**PROBLEM DETAILS**
Extract the lines from the start through the line that holds "13L9 4.5 13", both included, omitting all images.

**GIVEN DATA**
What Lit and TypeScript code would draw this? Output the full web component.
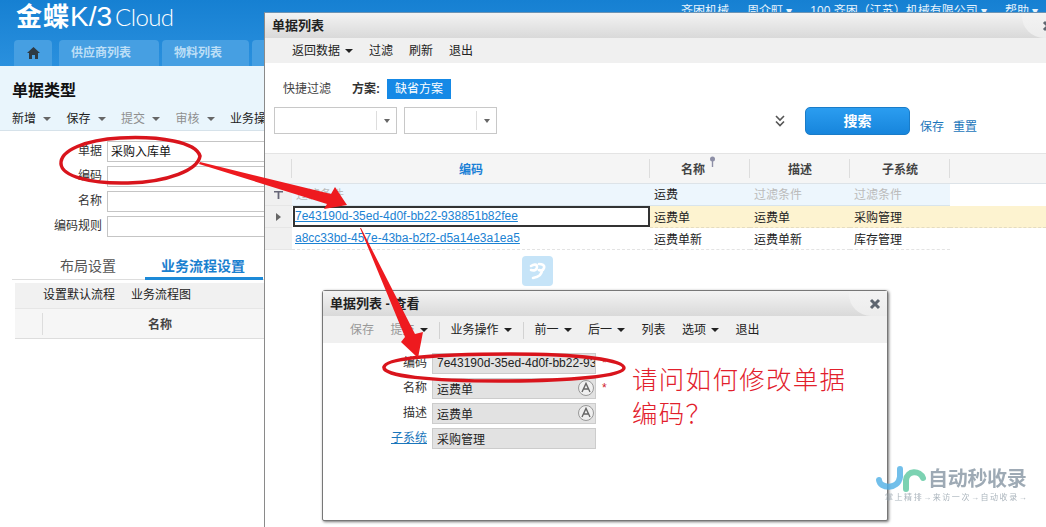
import { LitElement, html, css, svg } from "lit";
import { customElement } from "lit/decorators.js";

const caret = html`<i class="caret"></i>`;
const closeIcon = html`<svg class="close" width="12" height="12" viewBox="0 0 12 12"><path d="M2 2l8 8M10 2l-8 8" stroke="#5e6670" stroke-width="3" fill="none"/></svg>`;
const aIcon = html`<svg class="a-icon" width="18" height="18" viewBox="0 0 18 18"><circle cx="9" cy="9" r="7.5" fill="#f0f0f0" stroke="#999"/><path d="M5 13L9 4.5 13 13M6.5 10h5" stroke="#666" stroke-width="1.4" fill="none"/></svg>`;

@customElement("app-root")
export class AppRoot extends LitElement {
  static styles = css`
    :host { display: block; position: relative; width: 1046px; height: 527px; overflow: hidden; background: #fff;
      font: 12px/1.2 "Liberation Sans", "Noto Sans CJK SC", sans-serif; color: #222; }
    * { box-sizing: border-box; }
    .header { height: 66px; background: linear-gradient(#1680d2, #2a90de); position: relative; padding-left: 14px; display: flex; flex-direction: column; }
    .brand { height: 40px; display: flex; align-items: baseline; color: #fff; padding: 0 0 0 2px; line-height: 36px; margin-top: -3px; margin-bottom: 3px; }
    .brand b { font-size: 26px; letter-spacing: 1px; font-family: "Noto Sans CJK SC", sans-serif; }
    .brand span { font-size: 28px; letter-spacing: 0; }
    .brand em { font: 300 24px "Lato", sans-serif; margin-left: 3px; letter-spacing: -.6px; }
    .top-links { position: absolute; left: 681px; top: 4px; color: #e7f3fc; display: flex; gap: 18px; white-space: nowrap; }
    .tabs { display: flex; gap: 3px; height: 26px; }
    .tab { background: #469fe2; border-radius: 4px 4px 0 0; color: #bcdef6; font-weight: 700; font-size: 12px; display: flex; align-items: center; padding-left: 12px; height: 26px; }
    .tab.home { width: 38px; padding-left: 13px; margin-right: 4px; background: #469fe2; }
    .tab.t1 { width: 100px; } .tab.t2 { width: 87px; } .tab.t3 { width: 60px; }

    .sub { height: 65px; background: #e9f5fc; border-bottom: 1px solid #d6e2ea; padding: 14px 0 0 12px; }
    .sub h1 { margin: 0; font-size: 16px; line-height: 21px; font-weight: 700; color: #111; }
    .sub-tools { display: flex; margin-top: 8px; height: 20px; align-items: center; gap: 15.5px; color: #222; white-space: nowrap; }
    .sub-tools span { display: inline-flex; align-items: center; gap: 7px; }
    .sub-tools .muted { color: #8f8f8f; }
    .sub-tools .caret { border-top-color: #666; }

    .form { padding: 10px 0 0; display: flex; flex-direction: column; gap: 4px; width: 300px; }
    .row { display: flex; gap: 5px; height: 21px; align-items: center; }
    .row label { width: 102px; text-align: right; color: #333; }
    .row .inp { flex: 1; height: 21px; border: 1px solid #c5c5c5; padding-left: 3px; line-height: 20px; color: #111; }

    .ltabs { width: 262px; margin: 17px 0 0 12px; height: 26px; border-bottom: 1px solid #ddd; display: flex; font-size: 14px; position: relative; }
    .ltabs span { line-height: 24px; color: #555; }
    .ltabs .one { margin-left: 48px; }
    .ltabs .two { margin-left: 29px; color: #1a80cf; font-weight: 700; border-bottom: 3px solid #1d8ad8; height: 26px; padding: 0 17px 0 16px; width: 118px; white-space: nowrap; }
    .ltool { margin: 3px 0 0 15px; width: 250px; height: 25px; background: #f1f1f1; display: flex; gap: 16px; padding-left: 28px; align-items: center; }
    .lgrid { margin-left: 15px; width: 250px; height: 31px; background: #f6f6f6; border-bottom: 1px solid #ddd; border-top: 1px solid #e6e6e6; display: grid; grid-template-columns: 27px 1fr; align-items: center; }
    .lgrid b { border-left: 1px solid #ddd; height: 22px; line-height: 24px; padding-left: 105px; color: #444; }

    .win { position: absolute; background: #fff; }
    .w1 { left: 264px; top: 12px; width: 782px; height: 515px; border-left: 1px solid #8a8a8a; border-top: 1px solid #6d93b3; }
    .w2 { left: 322px; top: 290px; width: 566px; height: 231px; border: 1px solid #777; border-radius: 3px 3px 2px 2px; box-shadow: 1px 1px 3px rgba(0,0,0,.55); }
    .title { height: 25px; background: linear-gradient(#f3f3f3, #d9d9d9); display: flex; justify-content: space-between; align-items: stretch; font-weight: 700; font-size: 13px; color: #222; padding-left: 7px; line-height: 26px; }
    .notch { width: 38px; background: linear-gradient(#f3f3f3, #ececec); border-bottom-left-radius: 22px; display: flex; align-items: center; justify-content: flex-end; padding-right: 6px; }
    .w1 .notch { width: 24px; padding-right: 0; }
    .w1 .close { margin-right: -8px; }
    .toolbar { height: 25px; background: #f0f0f0; display: flex; align-items: center; white-space: nowrap; padding-top: 1px; }
    .w1 .toolbar { padding-left: 27px; gap: 16px; }
    .w2 .toolbar { height: 27px; padding-left: 27px; gap: 16.5px; }
    .toolbar span { display: inline-flex; align-items: center; gap: 5px; }
    .toolbar .muted { color: #999; }
    .toolbar .sep { width: 1px; height: 17px; background: #d2d2d2; margin: 0 -5.5px; }
    .caret { display: inline-block; width: 0; height: 0; border: 4px solid transparent; border-top: 4px solid #222; border-bottom: 0; }

    .quick { display: flex; align-items: center; height: 20px; margin-top: 16px; padding-left: 18px; }
    .quick .lbl { width: 69px; color: #444; }
    .quick b { width: 35px; color: #333; }
    .chip { width: 64px; height: 20px; background: #1589e6; color: #fff; display: flex; align-items: center; justify-content: center; }
    .search { display: flex; height: 28px; margin-top: 8px; padding-left: 9px; align-items: stretch; }
    .select { height: 27px; border: 1px solid #c8c8c8; display: flex; justify-content: flex-end; align-items: center; }
    .select i { width: 20px; height: 19px; border-left: 1px solid #ddd; display: flex; align-items: center; justify-content: center; }
    .select i::after { content: ""; border: 3.5px solid transparent; border-top: 4px solid #666; border-bottom: 0; }
    .s1 { width: 123px; margin-right: 7px; } .s2 { width: 93px; }
    .chev { width: 10px; margin: 0 20px 0 278px; align-self: center; }
    .btn { width: 105px; height: 28px; border-radius: 5px; background: linear-gradient(#2b9df0, #1785dc); border: 1px solid #1a7cc8; color: #fff; font-weight: 700; font-size: 14px; display: flex; align-items: center; justify-content: center; }
    .links { display: flex; gap: 9px; margin-left: 10px; color: #1b76bb; align-items: flex-end; line-height: 15px; padding-top: 13px; }

    .grid { margin-top: 18px; display: grid; grid-template-columns: 27px 358px 100px 100px 100px 96px; }
    .grid > div { height: 22px; display: flex; align-items: center; padding-left: 4px; color: #222; white-space: nowrap; }
    .h { height: 31px !important; background: #f5f5f5; border-top: 1px solid #e4e4e4; border-bottom: 1px solid #dde3e8; justify-content: center; padding: 3px 0 0 !important; font-weight: 700; color: #444 !important; position: relative; }
    .h.sepd::after { content: ""; position: absolute; right: 0; top: 5px; bottom: 5px; width: 1px; background: #ddd; }
    .h.code { color: #1a80d6 !important; }
    .h.name { padding-right: 14px !important; }
    .pin { position: absolute; left: 58px; top: 2px; }
    .g { background: #f0f0f0; border-bottom: 1px solid #e6e6e6; justify-content: center; padding-left: 0 !important; }
    .f { background: #edf6fd; border-bottom: 1px solid #d8e4ec; padding-top: 2px; }
    .hint { color: #bbb !important; }
    .y { background: #fdf3d0; border-bottom: 1px dashed #e5dcc0; padding-top: 3px; }
    .n { border-bottom: 1px dashed #e3e3e3; padding-top: 3px; }
    .n.code { padding-top: 0; padding-left: 3px !important; }
    .sel { border: 2px solid #333; background: #fff; margin-left: 1px; height: 21px !important; padding-left: 0 !important; }
    a { color: #1b82d3; text-decoration: underline; }
    .plain { background: #fff; }
    .arrow-r { border: 4px solid transparent; border-left: 5px solid #666; border-right: 0; }

    .vform { padding-top: 10px; display: flex; flex-direction: column; gap: 4px; }
    .vrow { display: flex; height: 21px; align-items: center; gap: 5px; }
    .vrow label { width: 104px; text-align: right; color: #333; }
    .vrow label.lk { color: #1b76bb; text-decoration: underline; }
    .val { width: 164px; height: 21px; background: #e2e2e2; border: 1px solid #ccc; padding-left: 4px; line-height: 22px; position: relative; overflow: hidden; white-space: nowrap; color: #222; }
    .val.latin { line-height: 19px; }
    .a-icon { position: absolute; right: 0; top: 0; }
    .star { color: #d0202a; margin-left: 1px; }

    .float { position: absolute; left: 522px; top: 256px; width: 31px; height: 30px; border-radius: 4px; background: #c6e4f8; display: flex; align-items: center; justify-content: center; }
    .overlay { position: absolute; left: 0; top: 0; pointer-events: none; }
    .ask { position: absolute; left: 632px; top: 363px; width: 225px; font-size: 25.5px; line-height: 34px; color: #e2202c; letter-spacing: 1.3px; font-weight: 300; }
    .mark { position: absolute; left: 876px; top: 465px; width: 165px; filter: blur(.5px); opacity: .8; }
    .mark-top { display: flex; align-items: center; gap: 1px; height: 28px; }
    .mark-top b { font-size: 20px; color: #8796a3; letter-spacing: -.3px; font-weight: 700; }
    .mark-sub { font-size: 8px; color: #97a3ad; letter-spacing: 1.55px; margin: 0 0 0 9px; white-space: nowrap; }
  `;

  render() {
    return html`
      <div class="header">
        <div class="brand"><b>金蝶</b><span>K/3</span><em>Cloud</em></div>
        <div class="top-links"><span>齐困机械</span><span>周介町 ▾</span><span>100 齐困（江苏）机械有限公司 ▾</span><span>帮助 ▾</span></div>
        <div class="tabs">
          <div class="tab home"><svg width="13" height="12" viewBox="0 0 13 12"><path d="M6.5 0L13 6h-2v6H8V8H5v4H2V6H0z" fill="#2e3a44"/></svg></div>
          <div class="tab t1">供应商列表</div><div class="tab t2">物料列表</div><div class="tab t3"></div>
        </div>
      </div>
      <div class="sub">
        <h1>单据类型</h1>
        <div class="sub-tools">
          <span>新增${caret}</span><span>保存${caret}</span><span class="muted">提交${caret}</span><span class="muted">审核${caret}</span><span>业务操作</span>
        </div>
      </div>
      <div class="form">
        <div class="row"><label>单据</label><div class="inp">采购入库单</div></div>
        <div class="row"><label>编码</label><div class="inp"></div></div>
        <div class="row"><label>名称</label><div class="inp"></div></div>
        <div class="row"><label>编码规则</label><div class="inp"></div></div>
      </div>
      <div class="ltabs"><span class="one">布局设置</span><span class="two">业务流程设置</span></div>
      <div class="ltool"><span>设置默认流程</span><span>业务流程图</span></div>
      <div class="lgrid"><span></span><b>名称</b></div>

      <div class="win w1">
        <div class="title"><span>单据列表</span><div class="notch">${closeIcon}</div></div>
        <div class="toolbar"><span>返回数据${caret}</span><span>过滤</span><span>刷新</span><span>退出</span></div>
        <div class="quick"><span class="lbl">快捷过滤</span><b>方案:</b><div class="chip">缺省方案</div></div>
        <div class="search">
          <div class="select s1"><i></i></div><div class="select s2"><i></i></div>
          <svg class="chev" width="10" height="12" viewBox="0 0 10 12"><path d="M1 1l4 4 4-4M1 6.5l4 4 4-4" stroke="#555" stroke-width="1.6" fill="none"/></svg>
          <div class="btn">搜索</div>
          <div class="links"><span>保存</span><span>重置</span></div>
        </div>
        <div class="grid">
          <div class="h sepd"></div>
          <div class="h sepd code">编码</div>
          <div class="h sepd name">名称<svg class="pin" width="9" height="11" viewBox="0 0 9 11"><circle cx="4.5" cy="3" r="2.5" fill="#8d8fa6"/><path d="M4.5 5v6" stroke="#8d8fa6" stroke-width="1.4"/></svg></div>
          <div class="h sepd">描述</div>
          <div class="h sepd">子系统</div>
          <div class="h"></div>

          <div class="g"><svg width="9" height="8" viewBox="0 0 9 8"><path d="M0 0h9v1.6H5.4V8H3.6V1.6H0z" fill="#667"/></svg></div>
          <div class="f hint">过滤条件</div><div class="f">运费</div><div class="f hint">过滤条件</div><div class="f hint">过滤条件</div><div class="plain"></div>

          <div class="g"><i class="arrow-r"></i></div>
          <div class="sel"><a>7e43190d-35ed-4d0f-bb22-938851b82fee</a></div><div class="y">运费单</div><div class="y">运费单</div><div class="y">采购管理</div><div class="y"></div>

          <div class="g"></div>
          <div class="n code"><a>a8cc33bd-457e-43ba-b2f2-d5a14e3a1ea5</a></div><div class="n">运费单新</div><div class="n">运费单新</div><div class="n">库存管理</div><div class="plain"></div>
        </div>
      </div>

      <div class="float"><svg width="20" height="20" viewBox="0 0 20 20"><path d="M3 5c3-2 6-2 6 1s-3 4-6 3M11 3c3 0 6 1 5 4s-3 3-5 2M14 9c0 4-3 7-9 8" stroke="#fff" stroke-width="2.6" fill="none" stroke-linecap="round"/></svg></div>

      <div class="win w2">
        <div class="title"><span>单据列表 - 查看</span><div class="notch">${closeIcon}</div></div>
        <div class="toolbar">
          <span class="muted">保存</span><span class="muted">提交${caret}</span><i class="sep"></i>
          <span>业务操作${caret}</span><i class="sep"></i>
          <span>前一${caret}</span><span>后一${caret}</span><span>列表</span><span>选项${caret}</span><span>退出</span>
        </div>
        <div class="vform">
          <div class="vrow"><label>编码</label><div class="val latin">7e43190d-35ed-4d0f-bb22-938851b82fee</div><span class="star">*</span></div>
          <div class="vrow"><label>名称</label><div class="val">运费单${aIcon}</div><span class="star">*</span></div>
          <div class="vrow"><label>描述</label><div class="val">运费单${aIcon}</div></div>
          <div class="vrow"><label class="lk">子系统</label><div class="val">采购管理</div></div>
        </div>
      </div>

      <div class="ask">请问如何修改单据编码？</div>

      <svg class="overlay" width="1046" height="527" viewBox="0 0 1046 527">
        ${svg`
          <path d="M200 156C196 142 160 136 120 138 86 140 60 150 61 164 62 176 90 184 128 183 168 182 198 170 200 156Z" fill="none" stroke="#d9141c" stroke-width="3.5"/>
          <path d="M200 162L199 164 327 204 324 209 347 205 335 187 331 194Z" fill="#ee1a1f"/>
          <path d="M384 367C386 358 440 354 510 354 580 354 624 360 624 368 624 376 570 381 500 381 430 381 382 376 384 367Z" fill="none" stroke="#d9141c" stroke-width="3.5"/>
          <path d="M360 228L405 337 401 342 418 358 423 332 415 334 361 228Z" fill="#ee1a1f"/>
        `}
      </svg>

      <div class="mark">
        <div class="mark-top">
          <svg width="51" height="26" viewBox="0 0 51 26"><path d="M3 14c1 9 19 10 21 -3V3" stroke="#4fb0e6" stroke-width="6" fill="none" stroke-linecap="round"/><path d="M30 23V14c1-10 14-10 17-2" stroke="#5cc8a0" stroke-width="6" fill="none" stroke-linecap="round"/></svg>
          <b>自动秒收录</b>
        </div>
        <div class="mark-sub">掌上精排→来访一次→自动收录→</div>
      </div>
    `;
  }
}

**RESULT OF THIS TASK**
What Lit and TypeScript code would draw this? Output the full web component.
import { LitElement, html, css, svg } from "lit";
import { customElement } from "lit/decorators.js";

const caret = html`<i class="caret"></i>`;
const closeIcon = html`<svg class="close" width="12" height="12" viewBox="0 0 12 12"><path d="M2 2l8 8M10 2l-8 8" stroke="#5e6670" stroke-width="3" fill="none"/></svg>`;
const aIcon = html`<svg class="a-icon" width="18" height="18" viewBox="0 0 18 18"><circle cx="9" cy="9" r="7.5" fill="#f0f0f0" stroke="#999"/><path d="M5 13L9 4.5 13 13M6.5 10h5" stroke="#666" stroke-width="1.4" fill="none"/></svg>`;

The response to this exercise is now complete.